#### [Work to complete]
Include the line containing "rounded-[4px] border border-[#2a89a8]" and all lines before it, repeated exactly from the listing below, without pictures.

+++ Data excerpts +++

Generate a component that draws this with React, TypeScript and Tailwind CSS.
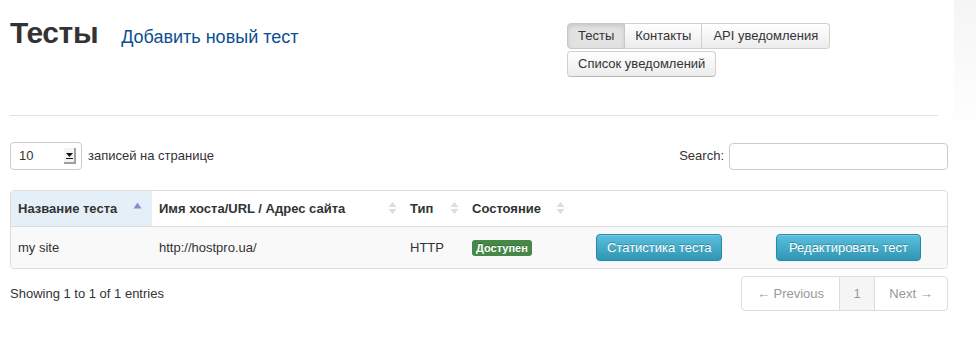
import React from "react"

const SortBoth = () => (
  <svg width="9" height="14" viewBox="0 0 9 14" className="shrink-0">
    <path d="M4.5 1 L8.5 6 L0.5 6 Z" fill="#dcdcdc" />
    <path d="M4.5 13 L8.5 8 L0.5 8 Z" fill="#dcdcdc" />
  </svg>
)

const SortAsc = () => (
  <svg width="9" height="14" viewBox="0 0 9 14" className="shrink-0">
    <path d="M4.5 1.5 L8.5 7.5 L0.5 7.5 Z" fill="#8a8ad8" />
  </svg>
)

const infoBtn =
  "h-[27px] rounded-[4px] border border-[#2a89a8] text-white text-[13px] bg-gradient-to-b from-[#5bc0de] to-[#2f96b4] shadow-[inset_0_1px_0_rgba(255,255,255,0.2),0_1px_2px_rgba(0,0,0,0.05)] [text-shadow:0_-1px_0_rgba(0,0,0,0.25)]"

export default function App() {
  return (
    <div className="flex min-h-[338px] bg-white text-[#333] text-[13px]" style={{ fontFamily: '"Liberation Sans", Arial, sans-serif' }}>
      <div className="w-[954px] shrink-0 pl-[10px] pr-[6px] pt-[13px]">
        {/* Header */}
        <div className="flex items-start">
          <div className="w-[557px] flex items-baseline gap-[23px]">
            <h1 className="text-[30px] leading-[40px] font-bold text-[#333] tracking-[-0.4px]">Тесты</h1>
            <a className="text-[18px] text-[#0b4f91] leading-[24px]">Добавить новый тест</a>
          </div>
          <div className="mt-[10px] w-[270px] flex flex-col gap-[2px]">
            <div className="flex h-[26px]">
              <button className="px-[10px] border border-[#c8c8c8] rounded-l-[4px] bg-[#e2e2e2] shadow-[inset_0_2px_4px_rgba(0,0,0,0.12)]">Тесты</button>
              <button className="px-[10px] border border-l-0 border-[#d0d0d0] bg-gradient-to-b from-white to-[#ececec]">Контакты</button>
              <button className="px-[11px] border border-l-0 border-[#d0d0d0] rounded-r-[4px] bg-gradient-to-b from-white to-[#ececec]">API уведомления</button>
            </div>
            <div className="flex h-[26px]">
              <button className="px-[10px] border border-[#d0d0d0] border-b-[#b8b8b8] rounded-[4px] bg-gradient-to-b from-white to-[#ececec]">Список уведомлений</button>
            </div>
          </div>
        </div>

        <hr className="mt-[38px] w-[928px] border-0 border-t border-[#e2e2e2]" />

        {/* Controls */}
        <div className="mt-[26px] flex items-center justify-between">
          <div className="flex items-center gap-[6px]">
            <div className="w-[72px] h-[28px] border border-[#ccc] rounded-[4px] flex items-center justify-between pl-[8px] pr-[5px]">
              <span>10</span>
              <span className="w-[12px] h-[16px] flex items-center justify-center border-r-2 border-b-2 border-[#a0a0a0] bg-[#f4f4f4]">
                <svg width="7" height="8" viewBox="0 0 7 8">
                  <path d="M0 2 L7 2 L3.5 6 Z" fill="#111" />
                  <rect x="0" y="7" width="7" height="1" fill="#111" />
                </svg>
              </span>
            </div>
            <span>записей на странице</span>
          </div>
          <div className="flex items-center gap-[5px]">
            <span>Search:</span>
            <input className="w-[219px] h-[27px] border border-[#ccc] rounded-[4px] outline-none px-2" />
          </div>
        </div>

        {/* Table */}
        <div className="mt-[20px] border border-[#ddd] rounded-[4px] overflow-hidden">
          <table className="w-full border-collapse table-fixed">
            <colgroup>
              <col className="w-[141px]" />
              <col className="w-[251px]" />
              <col className="w-[62px]" />
              <col className="w-[108px]" />
              <col className="w-[188px]" />
              <col />
            </colgroup>
            <thead>
              <tr className="h-[35px] text-left font-bold">
                <th className="bg-[#e5eff8] pl-[7px] pr-[10px]">
                  <div className="flex items-center justify-between">Название теста<SortAsc /></div>
                </th>
                <th className="pl-[7px] pr-[6px]">
                  <div className="flex items-center justify-between">Имя хоста/URL / Адрес сайта<SortBoth /></div>
                </th>
                <th className="pl-[7px] pr-[6px]">
                  <div className="flex items-center justify-between">Тип<SortBoth /></div>
                </th>
                <th className="pl-[7px] pr-[8px]">
                  <div className="flex items-center justify-between">Состояние<SortBoth /></div>
                </th>
                <th />
                <th />
              </tr>
            </thead>
            <tbody>
              <tr className="h-[42px] bg-[#f9f9f9] border-t border-[#ddd]">
                <td className="pl-[7px]">my site</td>
                <td className="pl-[7px]">http://hostpro.ua/</td>
                <td className="pl-[7px]">HTTP</td>
                <td className="pl-[7px]">
                  <span className="inline-block bg-[#468847] text-white font-bold text-[11px] leading-[14px] px-[4px] py-[1px] rounded-[3px] [text-shadow:0_-1px_0_rgba(0,0,0,0.25)]">Доступен</span>
                </td>
                <td className="pl-[23px]">
                  <button className={`${infoBtn} px-[10px]`}>Статистика теста</button>
                </td>
                <td className="pl-[15px]">
                  <button className={`${infoBtn} px-[12px]`}>Редактировать тест</button>
                </td>
              </tr>
            </tbody>
          </table>
        </div>

        {/* Footer */}
        <div className="mt-[7px] flex items-center justify-between">
          <span>Showing 1 to 1 of 1 entries</span>
          <div className="flex h-[35px] border border-[#ddd] rounded-[4px] text-[#999] overflow-hidden">
            <span className="w-[97px] flex items-center justify-center">← Previous</span>
            <span className="w-[36px] flex items-center justify-center bg-[#f5f5f5] border-l border-r border-[#ddd]">1</span>
            <span className="w-[72px] flex items-center justify-center">Next →</span>
          </div>
        </div>
      </div>
      <div className="flex-1 bg-gradient-to-b from-[#f5f5f5] via-white via-40% to-white" />
    </div>
  )
}
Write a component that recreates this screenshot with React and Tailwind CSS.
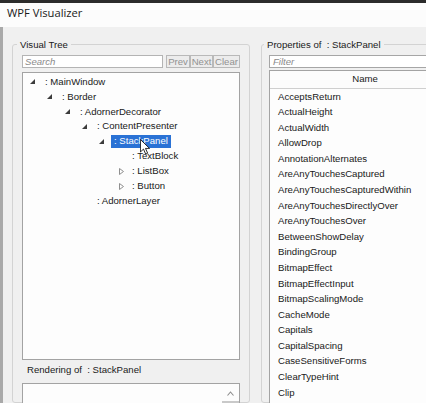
import React from "react";

const tree = [
  { pl: "pl-[3px]", exp: "filled", text: ": MainWindow" },
  { pl: "pl-[20px]", exp: "filled", text: ": Border" },
  { pl: "pl-[38px]", exp: "filled", text: ": AdornerDecorator" },
  { pl: "pl-[55px]", exp: "filled", text: ": ContentPresenter" },
  { pl: "pl-[72px]", exp: "filled", text: ": StackPanel", sel: true },
  { pl: "pl-[90px]", exp: null, text: ": TextBlock" },
  { pl: "pl-[90px]", exp: "hollow", text: ": ListBox" },
  { pl: "pl-[90px]", exp: "hollow", text: ": Button" },
  { pl: "pl-[55px]", exp: null, text: ": AdornerLayer" },
];

const props = [
  "AcceptsReturn",
  "ActualHeight",
  "ActualWidth",
  "AllowDrop",
  "AnnotationAlternates",
  "AreAnyTouchesCaptured",
  "AreAnyTouchesCapturedWithin",
  "AreAnyTouchesDirectlyOver",
  "AreAnyTouchesOver",
  "BetweenShowDelay",
  "BindingGroup",
  "BitmapEffect",
  "BitmapEffectInput",
  "BitmapScalingMode",
  "CacheMode",
  "Capitals",
  "CapitalSpacing",
  "CaseSensitiveForms",
  "ClearTypeHint",
  "Clip",
];

function Expander({ kind }) {
  return (
    <span className="w-[16px] h-full flex items-center shrink-0">
      {kind === "filled" && (
        <svg width="5" height="5" viewBox="0 0 5 5" className="ml-[4px] mb-[1px]">
          <polygon points="5,0 5,5 0,5" fill="#3c3c3c" />
        </svg>
      )}
      {kind === "hollow" && (
        <svg width="5" height="7" viewBox="0 0 5 7" className="ml-[6px]">
          <polygon points="0.5,0.5 4.5,3.5 0.5,6.5" fill="none" stroke="#8f8f8f" strokeWidth="1" />
        </svg>
      )}
    </span>
  );
}

export default function App() {
  return (
    <div className="relative w-[426px] h-[403px] overflow-hidden flex flex-col bg-[#f0f0f0] font-['Liberation_Sans',Arial,sans-serif] text-[9.6px] text-[#202020]">
      <div className="h-[3px] shrink-0 bg-[#2b2b2b]" />
      <div className="h-[24px] shrink-0 bg-[#fcfcfc] flex items-center pl-[7px] pb-[4px] font-['Open_Sans',sans-serif] text-[11.2px] text-[#1a1a1a]">
        WPF Visualizer
      </div>
      <div className="flex-1 flex border-l-[3px] border-[#a9a9a9] pl-[9px] pt-[11px] min-h-0">
        {/* Left group box */}
        <fieldset className="w-[238px] shrink-0 border border-[#d3d3d3] rounded-[3px] p-0 m-0 min-w-0">
          <legend className="ml-[4px] px-[3px] leading-[13px]">Visual Tree</legend>
          <div className="pl-[9px] pt-[4px] flex flex-col">
            <div className="flex h-[13px]">
              <div className="w-[141px] h-full border border-[#b4b4b4] bg-white flex items-center pl-[2px] italic text-[#8a8a8a] leading-none">
                Search
              </div>
              <div className="ml-[3px] w-[24px] h-full border border-[#b9b9b9] bg-[#ececec] flex items-center justify-center text-[#929292] leading-none">
                Prev
              </div>
              <div className="w-[23px] h-full border border-[#b9b9b9] bg-[#ececec] flex items-center justify-center text-[#929292] leading-none">
                Next
              </div>
              <div className="w-[27px] h-full border border-[#b9b9b9] bg-[#ececec] flex items-center justify-center text-[#929292] leading-none">
                Clear
              </div>
            </div>
            <div className="mt-[4px] w-[218px] h-[288px] border border-[#a3a3a3] bg-[#fdfdfd] pt-[2px]">
              {tree.map((r, i) => (
                <div key={i} className={`h-[14.85px] flex items-center ${r.pl}`}>
                  <Expander kind={r.exp} />
                  <span
                    className={
                      r.sel
                        ? "h-[13px] px-[3px] leading-[11px] pb-[2px] bg-[#2a72d5] text-white whitespace-pre"
                        : "h-[13px] px-[3px] leading-[11px] pb-[2px] whitespace-pre"
                    }
                  >
                    {r.text}
                  </span>
                </div>
              ))}
            </div>
            <div className="h-[23px] flex items-center pl-[5px] pb-[3px] whitespace-pre">
              {"Rendering of  : StackPanel"}
            </div>
            <div className="w-[218px] h-[60px] border border-[#a3a3a3] bg-[#fdfdfd] flex justify-end">
              <div className="w-[17px] flex flex-col items-center">
                <svg width="7" height="5" viewBox="0 0 7 5" className="mt-[7px]">
                  <polyline points="0.5,4.5 3.5,1 6.5,4.5" fill="none" stroke="#8c8c8c" strokeWidth="1.1" />
                </svg>
                <div className="mt-[5px] w-full h-[30px] bg-[#c9c9c9]" />
              </div>
            </div>
          </div>
        </fieldset>

        {/* Right group box */}
        <fieldset className="ml-[11px] w-[240px] shrink-0 border border-[#d3d3d3] rounded-[3px] p-0 m-0 min-w-0">
          <legend className="ml-[2px] px-[3px] leading-[13px] whitespace-pre">{"Properties of  : StackPanel"}</legend>
          <div className="pl-[7px] pt-[4px] flex flex-col">
            <div className="w-[230px] h-[13px] border border-[#a6a6a6] bg-white flex items-center pl-[3px] italic text-[#8a8a8a] leading-none">
              Filter
            </div>
            <div className="mt-[2px] w-[192px] h-[400px] border border-[#a3a3a3] bg-[#fdfdfd]">
              <div className="h-[18px] border-b border-[#cfcfcf] bg-[#fcfcfc] flex items-center justify-center pb-[1px]">
                Name
              </div>
              {props.map((p) => (
                <div key={p} className="h-[15.58px] flex items-center pl-[8px] whitespace-nowrap">
                  {p}
                </div>
              ))}
            </div>
          </div>
        </fieldset>
      </div>

      {/* mouse cursor */}
      <svg
        width="10"
        height="16"
        viewBox="0 0 12 19"
        className="absolute left-[140px] top-[139px]"
      >
        <path d="M0.5,0.5 L0.5,15.5 L4.2,12 L6.8,18 L9.2,17 L6.6,11.2 L11.5,11.2 Z" fill="#ffffff" stroke="#000000" strokeWidth="1" strokeLinejoin="round" />
      </svg>
    </div>
  );
}
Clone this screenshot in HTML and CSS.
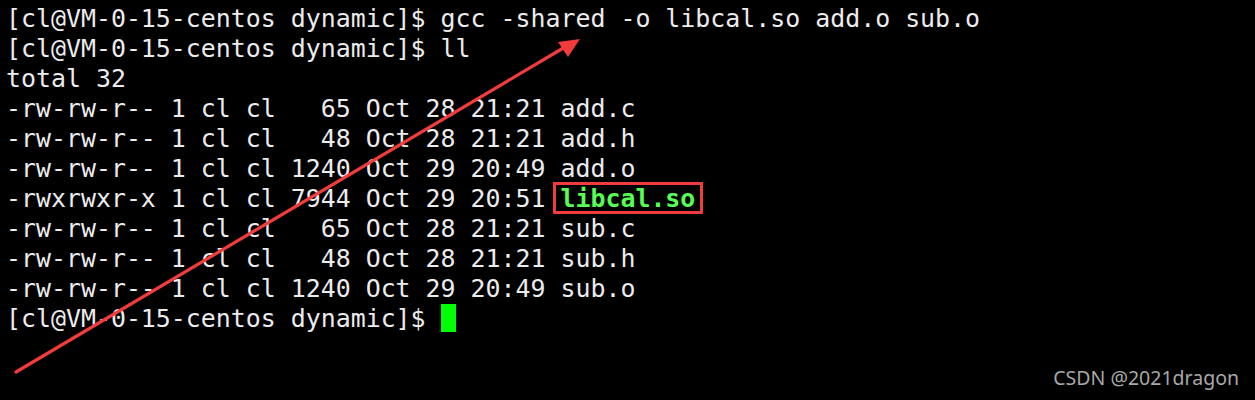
FILE: index.html
```html
<!DOCTYPE html>
<html>
<head>
<meta charset="utf-8">
<link rel="stylesheet" href="styles.css">
</head>
<body>
<div class="term">
<pre class="out">[cl@VM-0-15-centos dynamic]$ gcc -shared -o libcal.so add.o sub.o
[cl@VM-0-15-centos dynamic]$ ll
total 32
-rw-rw-r-- 1 cl cl   65 Oct 28 21:21 add.c
-rw-rw-r-- 1 cl cl   48 Oct 28 21:21 add.h
-rw-rw-r-- 1 cl cl 1240 Oct 29 20:49 add.o
-rwxrwxr-x 1 cl cl 7944 Oct 29 20:51 <span class="exe">libcal.so</span>
-rw-rw-r-- 1 cl cl   65 Oct 28 21:21 sub.c
-rw-rw-r-- 1 cl cl   48 Oct 28 21:21 sub.h
-rw-rw-r-- 1 cl cl 1240 Oct 29 20:49 sub.o
[cl@VM-0-15-centos dynamic]$ <span class="cursor"> </span></pre>
<svg class="arrow" width="1255" height="400" viewBox="0 0 1255 400">
<line x1="16" y1="372" x2="565" y2="47" stroke="#f23c3c" stroke-width="3.2" stroke-linecap="round"/>
<polygon points="580,39 558,42 568,57" fill="#f23c3c"/>
</svg>
<div class="mark">CSDN @2021dragon</div>
</div>
</body>
</html>
```
FILE: styles.css
```css
html, body {
  margin: 0;
  padding: 0;
  background: #000;
}
.term {
  position: relative;
  width: 1255px;
  height: 400px;
  background: #000;
  overflow: hidden;
}
.out {
  margin: 0;
  padding: 4px 6px;
  font-family: "DejaVu Sans Mono", monospace;
  font-size: 24.9px;
  line-height: 30px;
  color: #ececec;
}
.exe {
  position: relative;
  color: #55ff55;
  font-weight: bold;
}
.exe::after {
  content: "";
  position: absolute;
  left: -7px;
  right: -8px;
  top: -2px;
  bottom: -1px;
  border: 3px solid #f03c3c;
}
.cursor {
  display: inline-block;
  width: 15px;
  height: 28px;
  background: #00ff00;
  vertical-align: top;
}
.arrow {
  position: absolute;
  left: 0;
  top: 0;
}
.mark {
  position: absolute;
  right: 16px;
  bottom: 9px;
  font-family: "Noto Sans", "Open Sans", sans-serif;
  font-size: 19.5px;
  color: #a8a8a8;
}
```
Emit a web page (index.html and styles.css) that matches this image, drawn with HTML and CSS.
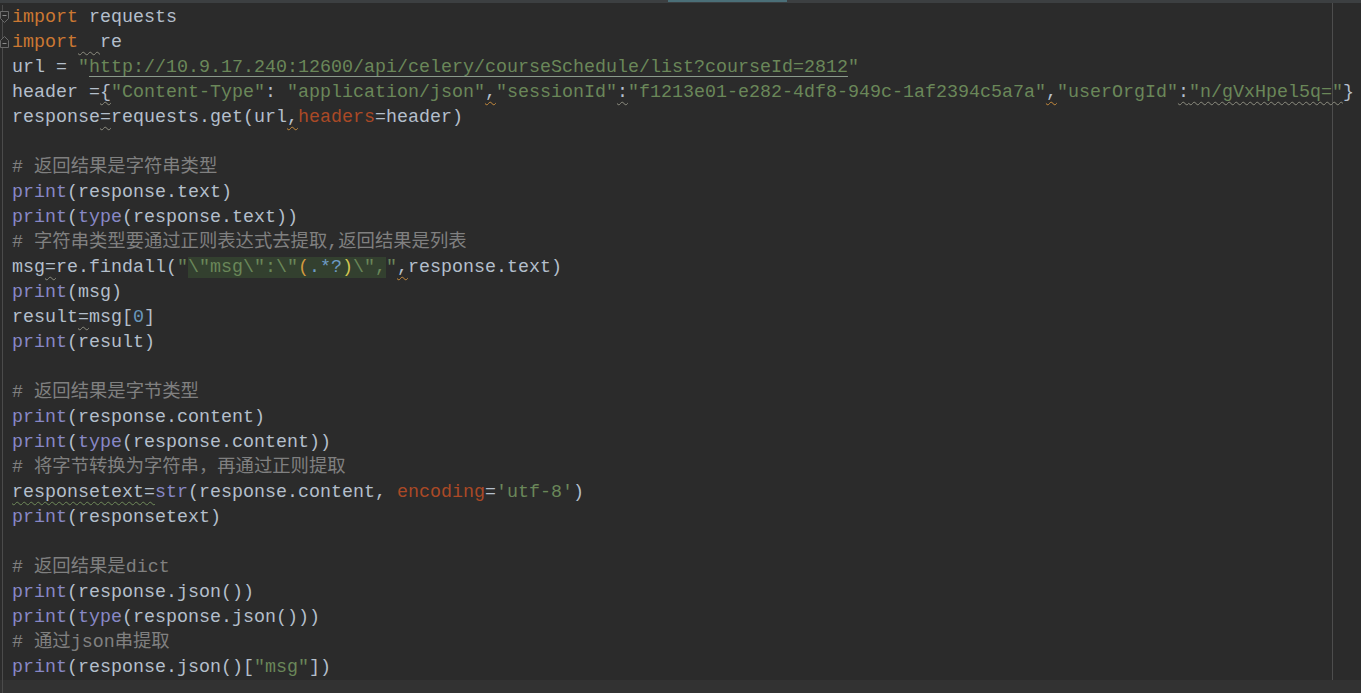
FILE: index.html
```html
<!DOCTYPE html>
<html lang="zh">
<head>
    <meta charset="UTF-8">
    <title>requests_demo.py</title>
    <link rel="stylesheet" href="styles.css">
</head>
<body>
    <div class="tabs"><span class="tab-active"></span></div>
    <div class="editor">
        <div class="line"><span class="gut"><svg class="fold" width="9" height="12" viewBox="0 0 9 12"><path d="M0.5 0.5 H8.5 V7.5 L4.5 11.5 L0.5 7.5 Z" fill="#2b2b2b" stroke="#6a6a6a"/><path d="M2.5 4.5 H6.5" stroke="#8a8a8a"/></svg></span><span class="code"><span class="kw">import</span> requests</span></div>
        <div class="line"><span class="gut"><svg class="fold" width="9" height="12" viewBox="0 0 9 12"><path d="M0.5 11.5 H8.5 V4.5 L4.5 0.5 L0.5 4.5 Z" fill="#2b2b2b" stroke="#6a6a6a"/><path d="M2.5 7.5 H6.5" stroke="#8a8a8a"/></svg></span><span class="code"><span class="kw">import</span><span class="wv">  </span>re</span></div>
        <div class="line"><span class="gut"></span><span class="code">url = <span class="str">"<span class="link">http://10.9.17.240:12600/api/celery/courseSchedule/list?courseId=2812</span>"</span></span></div>
        <div class="line"><span class="gut"></span><span class="code">header =<span class="wv">{</span><span class="str">"Content-Type"</span>: <span class="str">"application/json"</span><span class="wo">,</span><span class="str">"sessionId"</span><span class="wv">:</span><span class="str">"f1213e01-e282-4df8-949c-1af2394c5a7a"</span><span class="wo">,</span><span class="str">"userOrgId"</span><span class="wv">:<span class="str">"n/gVxHpel5q="</span></span>}</span></div>
        <div class="line"><span class="gut"></span><span class="code">response<span class="wv">=</span>requests.get(url<span class="wo">,</span><span class="kwarg">headers</span>=header)</span></div>
        <div class="line"><span class="gut"></span><span class="code"></span></div>
        <div class="line"><span class="gut"></span><span class="code cmt"># 返回结果是字符串类型</span></div>
        <div class="line"><span class="gut"></span><span class="code"><span class="bi">print</span>(response.text)</span></div>
        <div class="line"><span class="gut"></span><span class="code"><span class="bi">print</span>(<span class="bi">type</span>(response.text))</span></div>
        <div class="line"><span class="gut"></span><span class="code cmt"># 字符串类型要通过正则表达式去提取,返回结果是列表</span></div>
        <div class="line"><span class="gut"></span><span class="code">msg<span class="wv">=</span>re.findall(<span class="str">"<span class="rx">\"msg\":\"<span class="p1">(</span><span class="rm">.*?</span><span class="p2">)</span>\",</span>"</span><span class="wo">,</span>response.text)</span></div>
        <div class="line"><span class="gut"></span><span class="code"><span class="bi">print</span>(msg)</span></div>
        <div class="line"><span class="gut"></span><span class="code">result<span class="wv">=</span>msg[<span class="num">0</span>]</span></div>
        <div class="line"><span class="gut"></span><span class="code"><span class="bi">print</span>(result)</span></div>
        <div class="line"><span class="gut"></span><span class="code"></span></div>
        <div class="line"><span class="gut"></span><span class="code cmt"># 返回结果是字节类型</span></div>
        <div class="line"><span class="gut"></span><span class="code"><span class="bi">print</span>(response.content)</span></div>
        <div class="line"><span class="gut"></span><span class="code"><span class="bi">print</span>(<span class="bi">type</span>(response.content))</span></div>
        <div class="line"><span class="gut"></span><span class="code cmt"># 将字节转换为字符串，再通过正则提取</span></div>
        <div class="line"><span class="gut"></span><span class="code"><span class="ws">responsetext=</span><span class="bi">str</span>(response.content, <span class="kwarg">encoding</span>=<span class="str">'utf-8'</span>)</span></div>
        <div class="line"><span class="gut"></span><span class="code"><span class="bi">print</span>(responsetext)</span></div>
        <div class="line"><span class="gut"></span><span class="code"></span></div>
        <div class="line"><span class="gut"></span><span class="code cmt"># 返回结果是dict</span></div>
        <div class="line"><span class="gut"></span><span class="code"><span class="bi">print</span>(response.json())</span></div>
        <div class="line"><span class="gut"></span><span class="code"><span class="bi">print</span>(<span class="bi">type</span>(response.json()))</span></div>
        <div class="line"><span class="gut"></span><span class="code cmt"># 通过json串提取</span></div>
        <div class="line"><span class="gut"></span><span class="code"><span class="bi">print</span>(response.json()[<span class="str">"msg"</span>])</span></div>
        <div class="line current"><span class="gut"></span><span class="code"></span></div>
    </div>
</body>
</html>
```

FILE: styles.css
```css
body {
    margin: 0;
    background-color: #2b2b2b;
    height: 693px;
    overflow: hidden;
}
.tabs {
    height: 3px;
    background-color: #3c3f41;
    display: flex;
    padding-left: 668px;
}
.tab-active {
    width: 119px;
    height: 2px;
    background-color: #4b6f78;
}
.editor {
    padding-top: 2px;
    font-family: "Liberation Mono", "Noto Sans CJK SC", monospace;
    font-size: 18.33px;
    color: #b4bfcb;
    background-image: linear-gradient(to right, transparent 1332px, #4d4d4d 1332px, #4d4d4d 1333px, transparent 1333px);
}
.line {
    display: flex;
    height: 25px;
    line-height: 25px;
    white-space: pre;
}
.line.current {
    background-color: #323232;
}
.gut {
    flex: none;
    width: 9px;
    margin-left: 2px;
    border-left: 1px solid #4b4b4b;
    position: relative;
}
.fold {
    position: absolute;
    left: -3px;
    top: 6px;
}
.code {
    flex: 1;
}
.kw { color: #cc7832; }
.bi { color: #8888c6; }
.str { color: #6a8759; }
.kwarg { color: #aa4926; }
.num { color: #6897bb; }
.cmt { color: #808080; }
.link {
    text-decoration: underline;
    text-decoration-color: #8b9a8c;
    text-underline-offset: 4px;
}
.rx {
    background-color: #33402f;
    color: #6a8759;
}
.p1 { color: #d29a3e; }
.rm { color: #6d9ac4; }
.p2 { color: #d4c650; }
.wv, .wo, .ws {
    text-decoration-line: underline;
    text-decoration-style: wavy;
    text-decoration-thickness: 1px;
    text-underline-offset: 4px;
}
.wv { text-decoration-color: #8d8d80; }
.wo { text-decoration-color: #c58a3c; }
.ws { text-decoration-color: #6f8a5a; }
```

+++

#### [Response to the exercise]
Generate a component that draws this with React, TypeScript and Tailwind CSS.
import React from "react"

const SortBoth = () => (
  <svg width="9" height="14" viewBox="0 0 9 14" className="shrink-0">
    <path d="M4.5 1 L8.5 6 L0.5 6 Z" fill="#dcdcdc" />
    <path d="M4.5 13 L8.5 8 L0.5 8 Z" fill="#dcdcdc" />
  </svg>
)

const SortAsc = () => (
  <svg width="9" height="14" viewBox="0 0 9 14" className="shrink-0">
    <path d="M4.5 1.5 L8.5 7.5 L0.5 7.5 Z" fill="#8a8ad8" />
  </svg>
)

const infoBtn =
  "h-[27px] rounded-[4px] border border-[#2a89a8] text-white text-[13px] bg-gradient-to-b from-[#5bc0de] to-[#2f96b4] shadow-[inset_0_1px_0_rgba(255,255,255,0.2),0_1px_2px_rgba(0,0,0,0.05)] [text-shadow:0_-1px_0_rgba(0,0,0,0.25)]"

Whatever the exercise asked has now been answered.